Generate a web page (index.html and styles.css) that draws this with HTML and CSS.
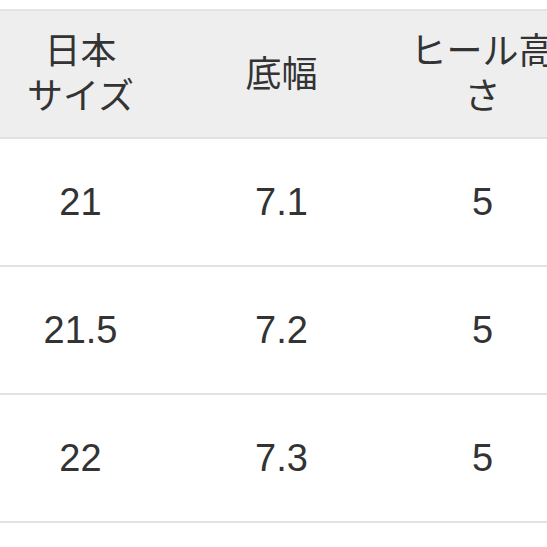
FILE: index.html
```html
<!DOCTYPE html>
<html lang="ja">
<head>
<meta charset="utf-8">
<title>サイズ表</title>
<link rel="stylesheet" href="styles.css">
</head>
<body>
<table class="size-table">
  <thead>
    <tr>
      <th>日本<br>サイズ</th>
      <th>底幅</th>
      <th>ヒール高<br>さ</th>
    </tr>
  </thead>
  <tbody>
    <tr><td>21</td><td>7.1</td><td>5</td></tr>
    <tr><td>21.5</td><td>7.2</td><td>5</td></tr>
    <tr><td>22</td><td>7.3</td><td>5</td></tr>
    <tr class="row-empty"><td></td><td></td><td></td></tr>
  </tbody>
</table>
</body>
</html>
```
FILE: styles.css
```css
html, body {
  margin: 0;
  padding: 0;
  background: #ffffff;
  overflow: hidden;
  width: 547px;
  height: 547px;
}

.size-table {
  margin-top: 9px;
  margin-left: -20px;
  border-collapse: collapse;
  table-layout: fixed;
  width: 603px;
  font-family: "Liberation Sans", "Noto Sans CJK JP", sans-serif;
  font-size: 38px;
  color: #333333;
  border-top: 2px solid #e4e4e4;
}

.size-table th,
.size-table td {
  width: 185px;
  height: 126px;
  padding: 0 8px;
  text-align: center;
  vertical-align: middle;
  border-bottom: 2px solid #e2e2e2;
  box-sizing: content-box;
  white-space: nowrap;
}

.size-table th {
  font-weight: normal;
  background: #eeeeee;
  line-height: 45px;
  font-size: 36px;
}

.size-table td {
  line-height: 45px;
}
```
◇ ◇ ◇ ◇ ◇ ◇ ◇
Copy out all the data exactly; skip the pictures.

IN RESPONSE:
Generate a web page (index.html and styles.css) that draws this with HTML and CSS.
FILE: index.html
```html
<!DOCTYPE html>
<html lang="ja">
<head>
<meta charset="utf-8">
<title>サイズ表</title>
<link rel="stylesheet" href="styles.css">
</head>
<body>
<table class="size-table">
  <thead>
    <tr>
      <th>日本<br>サイズ</th>
      <th>底幅</th>
      <th>ヒール高<br>さ</th>
    </tr>
  </thead>
  <tbody>
    <tr><td>21</td><td>7.1</td><td>5</td></tr>
    <tr><td>21.5</td><td>7.2</td><td>5</td></tr>
    <tr><td>22</td><td>7.3</td><td>5</td></tr>
    <tr class="row-empty"><td></td><td></td><td></td></tr>
  </tbody>
</table>
</body>
</html>
```
FILE: styles.css
```css
html, body {
  margin: 0;
  padding: 0;
  background: #ffffff;
  overflow: hidden;
  width: 547px;
  height: 547px;
}

.size-table {
  margin-top: 9px;
  margin-left: -20px;
  border-collapse: collapse;
  table-layout: fixed;
  width: 603px;
  font-family: "Liberation Sans", "Noto Sans CJK JP", sans-serif;
  font-size: 38px;
  color: #333333;
  border-top: 2px solid #e4e4e4;
}

.size-table th,
.size-table td {
  width: 185px;
  height: 126px;
  padding: 0 8px;
  text-align: center;
  vertical-align: middle;
  border-bottom: 2px solid #e2e2e2;
  box-sizing: content-box;
  white-space: nowrap;
}

.size-table th {
  font-weight: normal;
  background: #eeeeee;
  line-height: 45px;
  font-size: 36px;
}

.size-table td {
  line-height: 45px;
}
```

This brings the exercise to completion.